The last few years have brought an increasing number of class action lawsuits filed against employers alleging non-compliance with the Fair Credit Reporting Act ("FCRA"). As part of an evolving trend of narrowly interpreting the FCRA's "stand alone" disclosure and "clear and conspicuous" disclosure requirements, the Ninth Circuit in Gilberg v. California Check Cashing Stores, No. 17-16263 (Jan. 29, 2019), has held that employers may violate the FCRA and California's Investigative Consumer Reporting Agencies Act ("ICRAA") by including "extraneous" state law notices and potentially "confusing" language in background check disclosure forms.
The FCRA governs employer use of background reports conducted for employment purposes. The law requires employers to make a "clear and conspicuous" disclosure to applicants for employment that the employer may obtain a background report regarding the applicant. The disclosure must be made in "a document that consists solely of the disclosure." ICRAA contains essentially identical disclosure requirements.
This is not the first time the Ninth Circuit has weighed in on background check disclosure requirements. Just two years ago, in Syed v. M-1, 853 F.3d 492 (2017), relying on the use of "solely" in the statute, the Ninth Circuit ruled that an employer acted willfully in violation of the FCRA when it included a liability waiver in its FCRA disclosures. Citing Syed, in Gilberg the Ninth Circuit again focused on the word "solely," holding that FCRA's use of the term prohibits "any surplusage" in the disclosure document, which included certain state-mandated information also on the disclosure form.

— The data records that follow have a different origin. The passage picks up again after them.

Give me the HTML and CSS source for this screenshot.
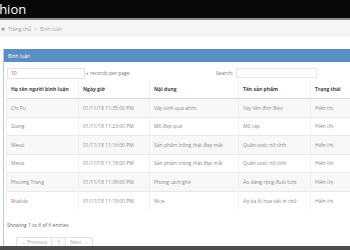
FILE: index.html
```html
<!DOCTYPE html>
<html lang="vi">
<head>
<meta charset="utf-8">
<title>Bình luận</title>
<link rel="stylesheet" href="styles.css">
</head>
<body>
<header class="topbar"><span class="brand">Fashion</span></header>
<nav class="crumbs">
  <svg class="home" viewBox="0 0 10 10" width="4" height="4"><path d="M5 0.5 L0 5 H1.5 V9.5 H4 V6.5 H6 V9.5 H8.5 V5 H10 Z" fill="#999"/></svg>
  <a class="crumb-link">Trang chủ</a><span class="sep">&gt;</span><span class="crumb-cur">Bình luận</span>
</nav>
<main class="content">
  <section class="panel">
    <div class="panel-heading">Bình luận</div>
    <div class="panel-body">
      <div class="controls">
        <div class="length"><span class="select">10</span><span class="caret">▾</span><span class="lbl">records per page</span></div>
        <div class="search"><span class="lbl">Search:</span><span class="input"></span></div>
      </div>
      <table class="grid">
        <colgroup><col class="c1"><col class="c2"><col class="c3"><col class="c4"><col class="c5"></colgroup>
        <thead>
          <tr><th>Họ tên người bình luận</th><th>Ngày giờ</th><th>Nội dung</th><th>Tên sản phẩm</th><th>Trạng thái</th></tr>
        </thead>
        <tbody>
          <tr><td>Chi Pu</td><td>01/11/18 11:35:00 PM</td><td>Vãy xinh quá ahihi</td><td>Váy liền đơn điệu</td><td>Hiển thị</td></tr>
          <tr><td>Giang</td><td>01/11/18 11:23:00 PM</td><td>Mũ đẹp quá</td><td>Mũ cạp</td><td>Hiển thị</td></tr>
          <tr><td>Messi</td><td>01/11/18 11:16:00 PM</td><td>Sản phẩm trông thật đẹp mắt</td><td>Quần soóc nữ tính</td><td>Hiển thị</td></tr>
          <tr><td>Messi</td><td>01/11/18 11:18:00 PM</td><td>Sản phẩm trông thật đẹp mắt</td><td>Quần soóc nữ tính</td><td>Hiển thị</td></tr>
          <tr><td>Phương Trang</td><td>01/11/18 11:39:00 PM</td><td>Phong cách ghê</td><td>Áo dáng rộng đuôi lượt</td><td>Hiển thị</td></tr>
          <tr><td>Rivaldo</td><td>01/11/18 11:19:00 PM</td><td>Nice</td><td>Áo ba lỗ họa tiết in chữ</td><td>Hiển thị</td></tr>
        </tbody>
      </table>
      <div class="info">Showing 1 to 6 of 6 entries</div>
      <div class="pager"><span class="pg">← Previous</span><span class="pg cur">1</span><span class="pg">Next →</span></div>
    </div>
  </section>
</main>
<footer class="bottom"></footer>
</body>
</html>
```
FILE: styles.css
```css
html, body {
  margin: 0;
  overflow: hidden;
}
body {
  width: 350px;
  height: 250px;
  background: #fff;
  font-family: "Open Sans", "Liberation Sans", sans-serif;
  position: relative;
}
.topbar {
  height: 18px;
  background: #080808;
  border-bottom: 2px solid #8a8a8a;
  display: flex;
  align-items: center;
  overflow: hidden;
}
.brand {
  color: #fff;
  font-size: 13px;
  line-height: 1;
  margin-left: -21px;
}
.crumbs {
  height: 17px;
  background: #f5f5f5;
  display: flex;
  align-items: center;
  gap: 3px;
  padding-left: 1px;
  font-size: 5px;
  color: #aaa;
}
.crumb-link { color: #9a9a9a; }
.content {
  padding: 12px 0 0 3px;
}
.panel {
  width: 400px;
  border: 1px solid #b5cbe0;
  border-top-color: #5b8ec2;
}
.panel-heading {
  height: 12px;
  background: #5b8ec2;
  color: #fff;
  font-size: 5px;
  display: flex;
  align-items: center;
  padding-left: 4px;
}
.panel-body {
  padding: 5px 0 0 2px;
}
.controls {
  display: flex;
  align-items: center;
  height: 12px;
  font-size: 5px;
  color: #777;
  padding-left: 1px;
}
.length {
  display: flex;
  align-items: center;
  width: 209px;
}
.select {
  width: 78px;
  height: 11px;
  border: 1px solid #e3e3e3;
  box-sizing: border-box;
  display: flex;
  align-items: center;
  padding-left: 3px;
  color: #666;
}
.caret {
  font-size: 4px;
  color: #888;
  margin: 0 2px 0 1px;
}
.search {
  display: flex;
  align-items: center;
  gap: 3px;
}
.input {
  width: 81px;
  height: 10px;
  border: 1px solid #e8e8e8;
  box-sizing: border-box;
}
.grid {
  margin-top: 1px;
  border-collapse: collapse;
  table-layout: fixed;
  width: 384px;
  font-size: 5px;
}
.c1 { width: 72px; }
.c2 { width: 71px; }
.c3 { width: 89px; }
.c4 { width: 72px; }
.c5 { width: 80px; }
.grid th, .grid td {
  height: 18.5px;
  padding: 0 4px;
  text-align: left;
  white-space: nowrap;
  overflow: hidden;
  box-sizing: border-box;
  border-top: 1px solid #e8e8e8;
  border-left: 1px solid #f0f0f0;
}
.grid th {
  color: #444;
  font-weight: 700;
  border-top: none;
  border-bottom: 1px solid #dcdcdc;
}
.grid td { color: #8a8a8a; }
.grid tbody tr:nth-child(odd) { background: #f8f8f8; }
.info {
  margin-top: 11px;
  height: 8px;
  line-height: 8px;
  font-size: 5px;
  color: #666;
  padding-left: 1px;
}
.pager {
  margin-top: 8px;
  margin-left: 11px;
  display: flex;
  font-size: 5px;
  color: #aaa;
}
.pg {
  height: 11px;
  padding: 0 4px;
  border: 1px solid #e2e2e2;
  margin-left: -1px;
  display: flex;
  align-items: center;
  box-sizing: border-box;
}
.pg.cur {
  padding: 0 5px;
  color: #999;
  background: #fafafa;
}
.bottom {
  position: fixed;
  left: 0;
  right: 0;
  bottom: 0;
  height: 4px;
  background: #4d4d4d;
}
```
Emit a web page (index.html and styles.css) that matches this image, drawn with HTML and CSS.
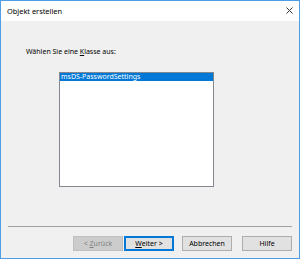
FILE: index.html
```html
<!DOCTYPE html>
<html lang="de">
<head>
<meta charset="utf-8">
<title>Objekt erstellen</title>
<link rel="stylesheet" href="styles.css">
</head>
<body>
<div class="window">
  <div class="titlebar">
    <span class="title">Objekt erstellen</span>
    <svg class="close" width="7" height="7" viewBox="0 0 7 7"><path d="M0.5 0.5L6.5 6.5M6.5 0.5L0.5 6.5" stroke="#333" stroke-width="1"/></svg>
  </div>
  <div class="content">
    <div class="label">Wählen Sie eine <u>K</u>lasse aus:</div>
    <div class="listbox">
      <div class="item selected">msDS-PasswordSettings</div>
    </div>
    <div class="separator"></div>
    <div class="buttons">
      <div class="btn disabled">&lt;&nbsp;<u>Z</u>urück</div>
      <div class="btn default btn-next"><u>W</u>eiter&nbsp;&gt;</div>
      <div class="btn btn-cancel">Abbrechen</div>
      <div class="btn btn-help">Hilfe</div>
    </div>
  </div>
</div>
</body>
</html>
```

FILE: styles.css
```css
html, body {
  margin: 0;
  padding: 0;
}
body {
  font-family: "Noto Sans", "Liberation Sans", sans-serif;
  font-size: 7px;
  color: #000;
}
.window {
  width: 300px;
  height: 259px;
  box-sizing: border-box;
  border: 1px solid #4f9de6;
  display: flex;
  flex-direction: column;
  background: #f0f0f0;
}
.titlebar {
  height: 20px;
  background: #fff;
  display: flex;
  align-items: center;
  justify-content: space-between;
  padding: 0 6px 0 6px;
  flex: none;
}
.title {
  font-size: 7.4px;
  color: #000;
}
.close {
  display: block;
  margin-top: -1px;
}
.content {
  flex: 1;
  display: flex;
  flex-direction: column;
  padding-top: 26px;
}
.label {
  margin-left: 25px;
  height: 10px;
  line-height: 10px;
}
.listbox {
  margin-left: 58px;
  margin-top: 15px;
  width: 155px;
  height: 115px;
  box-sizing: border-box;
  border: 1px solid #828790;
  background: #fff;
}
.item {
  height: 8px;
  line-height: 8px;
  padding-left: 1px;
  white-space: nowrap;
}
.selected {
  background: #0078d7;
  color: #fff;
}
.separator {
  margin: 39px 7px 0 7px;
  height: 1px;
  background: #a0a0a0;
}
.buttons {
  display: flex;
  justify-content: flex-end;
  margin-top: 9px;
  margin-right: 7px;
}
.btn {
  width: 50px;
  height: 15px;
  box-sizing: border-box;
  border: 1px solid #adadad;
  background: #e1e1e1;
  display: flex;
  align-items: center;
  justify-content: center;
}
.disabled {
  background: #cccccc;
  border-color: #bfbfbf;
  color: #838383;
}
.default {
  border: 1px solid #0078d7;
  box-shadow: inset 0 0 0 1px #0078d7;
}
.btn-next {
  margin-left: 1px;
}
.btn-cancel {
  margin-left: 8px;
}
.btn-help {
  margin-left: 10px;
}
u {
  text-decoration-thickness: 1px;
  text-underline-offset: 1px;
}
```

In Gilberg, a former employee brought suit challenging the disclosure the employer provided to her before she was hired. The trial court deemed the disclosure FCRA and ICRAA-compliant. The Ninth Circuit reversed, holding the disclosure violated both the FCRA and the ICRAA, for two reasons. First, the disclosure violated the "stand alone" requirement in each law, because it included references to rights under state law that did not apply to Plaintiff, and to extraneous documents that were not part of the FCRA-mandated disclosure. Second, the Court held that although the disclosure was conspicuous, it was not clear because it combined federal and state disclosures and included multiple state-specific disclosures that made it difficult to understand which requirements apply, or do not apply, to applicants from any particular state.
What Employers Should Know Now
In the wake of Gilberg, employers should reexamine their background check forms and online screens and processes. Employers should ensure that the FCRA and ICRAA-mandated disclosures are contained in separate, stand-alone documents, entirely distinct from any other paperwork. Further, employers should make sure to use language that is clear, concise, and free from any errors or wording that could confuse an employee applicant about his or her rights under the FCRA or any comparable state laws.